In the pedagogical work with “Living is fighting”, the care taken with listening and the need to divest oneself of a Europeanized and Cartesian erudition might need to be redoubled. The directive character of the primer's lessons lacks dialogical mediation for their emancipatory promises to become effective. As we have seen in some lessons of “Living is fighting”, the final conclusion of each lesson aims to reinforce a conclusion that would be reached through dialogue and not as a mere logical exercise. This means that, in the primer, the conclusion that should be dialogically constructed is offered as something ready-made, as something logically induced, and not as an achievement of students politically engaged in the exercise of constructing their own knowledge. It is as if the primer wanted to “teach the people what is good for the people”. In this sense, there is also a kind of distortion of the genuinely dialogical perspective of popular education.

Added to this is the possibility of thinking of these final conclusions of each lesson not only as a mere syllogistic elaboration, but also as a discursive register supported by fabulous forms of popular narrative that always end with a “moral of the story”, which is generally summarized in a simple sentence of an edifying character. This is also problematic, because in these cases the intention is to inculcate a moral rather than to debate or deconstruct it. It is worth remembering that fables with animals are quite widespread in the northeastern oral culture and often appear as themes in cordéis.
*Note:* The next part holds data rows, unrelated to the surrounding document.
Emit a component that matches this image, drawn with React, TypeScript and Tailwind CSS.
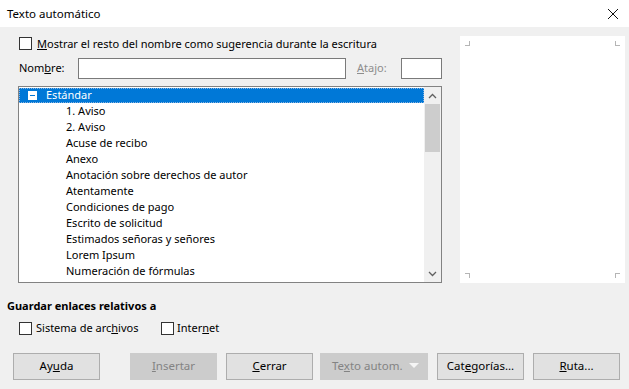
import React from "react";

const items = [
  "1. Aviso",
  "2. Aviso",
  "Acuse de recibo",
  "Anexo",
  "Anotación sobre derechos de autor",
  "Atentamente",
  "Condiciones de pago",
  "Escrito de solicitud",
  "Estimados señoras y señores",
  "Lorem Ipsum",
  "Numeración de fórmulas",
];

const Check = () => (
  <span className="inline-block w-[13px] h-[13px] border border-[#333] bg-white shrink-0" />
);

const Btn = ({ children, disabled, w = "w-[87px]" }: { children: React.ReactNode; disabled?: boolean; w?: string }) => (
  <div
    className={`${w} h-[27px] flex items-center justify-center border text-[11.5px] shrink-0 ${
      disabled ? "border-[#cccccc] bg-[#cccccc] text-[#838383]" : "border-[#adadad] bg-[#e1e1e1] text-black"
    }`}
  >
    {children}
  </div>
);

const Corner = ({ className }: { className: string }) => (
  <span className={`absolute w-[5px] h-[5px] border-[#b5b5b5] ${className}`} />
);

export default function App() {
  return (
    <div className="w-[629px] h-[389px] bg-[#f0f0f0] flex flex-col text-black text-[11px]" style={{ fontFamily: '"Noto Sans", sans-serif' }}>
      {/* title bar */}
      <div className="h-[27px] bg-white flex items-center justify-between pl-[7px] pr-[8px] shrink-0">
        <span className="text-[11.5px]">Texto automático</span>
        <svg width="12" height="12" viewBox="0 0 12 12" className="mr-[2px]">
          <path d="M1 1L11 11M11 1L1 11" stroke="#111" strokeWidth="1" />
        </svg>
      </div>

      <div className="flex pl-[18px] pr-[4px] pt-[9px] gap-[18px]">
        {/* left column */}
        <div className="w-[424px] flex flex-col">
          <div className="flex items-center gap-[5px] h-[14px] ml-[1px]">
            <Check />
            <span className="leading-none">
              <span className="underline">M</span>ostrar el resto del nombre como sugerencia durante la escritura
            </span>
          </div>
          <div className="flex items-center mt-[8px] h-[21px]">
            <span className="w-[59px] ml-[1px]">
              Nom<span className="underline">b</span>re:
            </span>
            <div className="w-[268px] h-[21px] bg-white border border-[#7a7a7a]" />
            <span className="text-[#8d8d8d] ml-[11px] w-[44px]">
              <span className="underline">A</span>tajo:
            </span>
            <div className="w-[41px] h-[21px] bg-white border border-[#7a7a7a]" />
          </div>
          {/* list */}
          <div className="mt-[7px] h-[197px] bg-white border border-[#828282] flex">
            <div className="flex-1 flex flex-col pt-[1px]">
              <div className="h-[15px] bg-[#0078d7] border border-dotted border-[#8ab4e0] flex items-center text-white">
                <span className="ml-[8px] w-[9px] h-[9px] bg-white flex items-center justify-center">
                  <span className="w-[5px] h-[1px] bg-[#0078d7]" />
                </span>
                <span className="ml-[9px]">Estándar</span>
              </div>
              {items.map((t) => (
                <div key={t} className="h-[16px] flex items-center pl-[47px]">
                  {t}
                </div>
              ))}
            </div>
            <div className="w-[17px] flex flex-col bg-[#f0f0f0]">
              <div className="h-[17px] flex items-center justify-center">
                <svg width="9" height="6" viewBox="0 0 9 6">
                  <path d="M1 5L4.5 1.5L8 5" stroke="#606060" strokeWidth="1.3" fill="none" />
                </svg>
              </div>
              <div className="h-[48px] mx-[1px] bg-[#cdcdcd]" />
              <div className="flex-1" />
              <div className="h-[17px] flex items-center justify-center">
                <svg width="9" height="6" viewBox="0 0 9 6">
                  <path d="M1 1L4.5 4.5L8 1" stroke="#606060" strokeWidth="1.3" fill="none" />
                </svg>
              </div>
            </div>
          </div>
        </div>
        {/* preview */}
        <div className="relative w-[165px] h-[247px] bg-white">
          <Corner className="top-[5px] left-[5px] border-r border-b" />
          <Corner className="top-[5px] right-[5px] border-l border-b" />
          <Corner className="bottom-[5px] left-[5px] border-r border-t" />
          <Corner className="bottom-[5px] right-[5px] border-l border-t" />
        </div>
      </div>

      <div className="pl-[7px] mt-[15px] font-bold">Guardar enlaces relativos a</div>
      <div className="flex items-center pl-[19px] mt-[7px] h-[14px]">
        <Check />
        <span className="ml-[4px] w-[125px]">
          Sistema de arc<span className="underline">h</span>ivos
        </span>
        <Check />
        <span className="ml-[3px]">
          Inter<span className="underline">n</span>et
        </span>
      </div>

      <div className="flex items-center pl-[13px] mt-[17px]">
        <Btn>
          Ay<span className="underline">u</span>da
        </Btn>
        <div className="w-[30px] shrink-0" />
        <Btn disabled>
          <span className="underline">I</span>nsertar
        </Btn>
        <div className="w-[9px] shrink-0" />
        <Btn>
          <span className="underline">C</span>errar
        </Btn>
        <div className="w-[7px] shrink-0" />
        <Btn disabled w="w-[108px]">
          <span className="flex items-center w-full pl-[11px] pr-[8px] justify-between">
            <span>
              Te<span className="underline">x</span>to autom.
            </span>
            <svg width="10" height="6" viewBox="0 0 10 6">
              <path d="M0 0H10L5 5Z" fill="#f5f5f5" />
            </svg>
          </span>
        </Btn>
        <div className="w-[9px] shrink-0" />
        <Btn>
          Cat<span className="underline">e</span>gorías...
        </Btn>
        <div className="w-[9px] shrink-0" />
        <Btn>
          <span className="underline">R</span>uta...
        </Btn>
      </div>
    </div>
  );
}
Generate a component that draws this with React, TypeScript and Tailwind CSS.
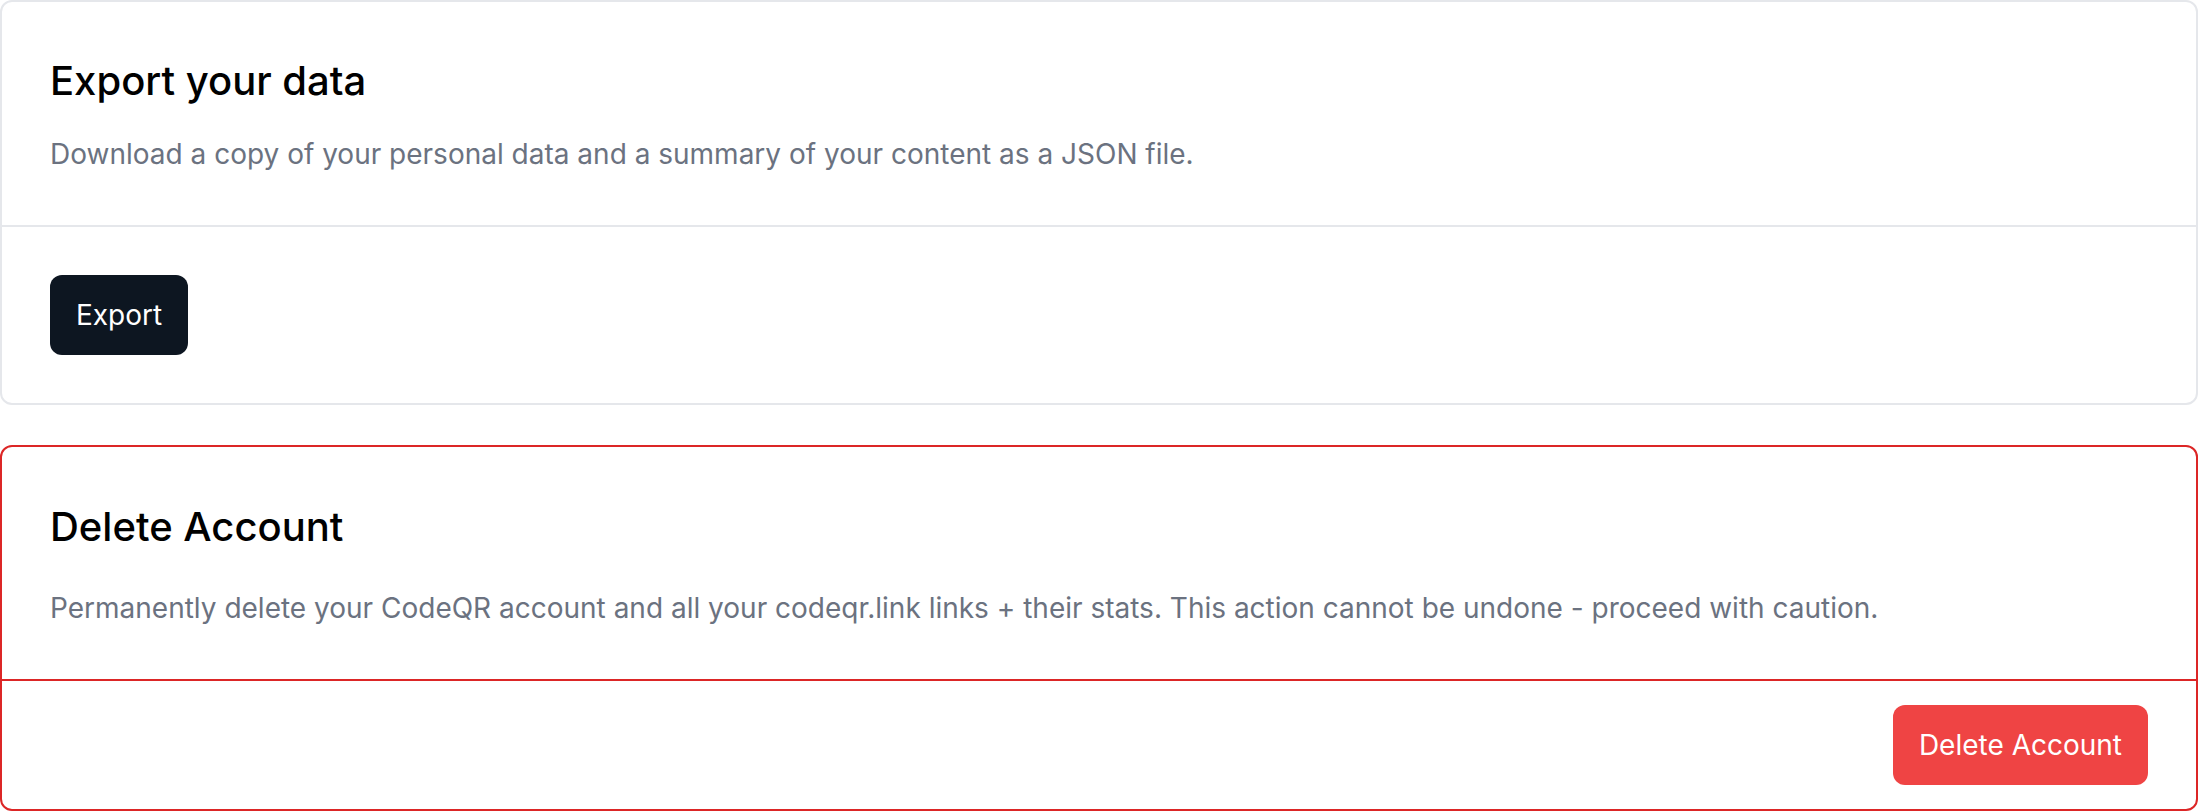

This textual form, when associated with the constituent structures of popular poetry, also allows an association of these final lines with the use of the poetic motto - mote, in Portuguese - a generating verse that is previously given to the poet as a challenge for the construction of stanzas. The motto is a sentence that is mandatorily placed at the end of each stanza. It is on the motto, and from the motto, that the improvising poets make the other verses of their stanzas, following a strict rhythmic scheme in a fixed rhyme structure, which conditions them to finish their work with the motto sentence exactly as it was conceived. Although in popular poetry the mote visually occupies the place of a conclusion, it is actually an initial premise. The art of the popular poet consists in imagining a dialogical process that leads an entire thought structure expressed by the other verses toward that initial verse - experienced as a conclusion, but previously given. Without realizing it, it is as if the authors of the primer had delved so intimately into folk poetry that they ended up emulating its strategies for falsifying the dialogical process.

The logical conductions do not stop there. We can recall what happens in the first lesson in which the verb to live is accompanied by the verb to fight. If in a traditional conjugation lesson, we would see the word isolated:

I fight

You fight

He fights

We fight

You fight

They fight

In the primer lesson, it makes up a sentence within which it is associated with other terms. When the verb to fight is associated with the verb to live, this approximation does not happen in a naive way. It is an operation of logical links produced in order to create a previously oriented understanding of these concepts. The junction of two verbs also creates a logical direction that starts to be worked in the key of a necessary reason. When we relate the concept of living to fighting, we are producing an interpretation about existence, which does not necessarily deal with life as it is: It is, therefore, about producing a specific ideology, removing from the experience of life a set of other notions. “Living is loving”, “Living is celebrating”, “Living is praying” are examples of other possible logical-semantic associations with which a completely different contour to the idea of existing would be produced.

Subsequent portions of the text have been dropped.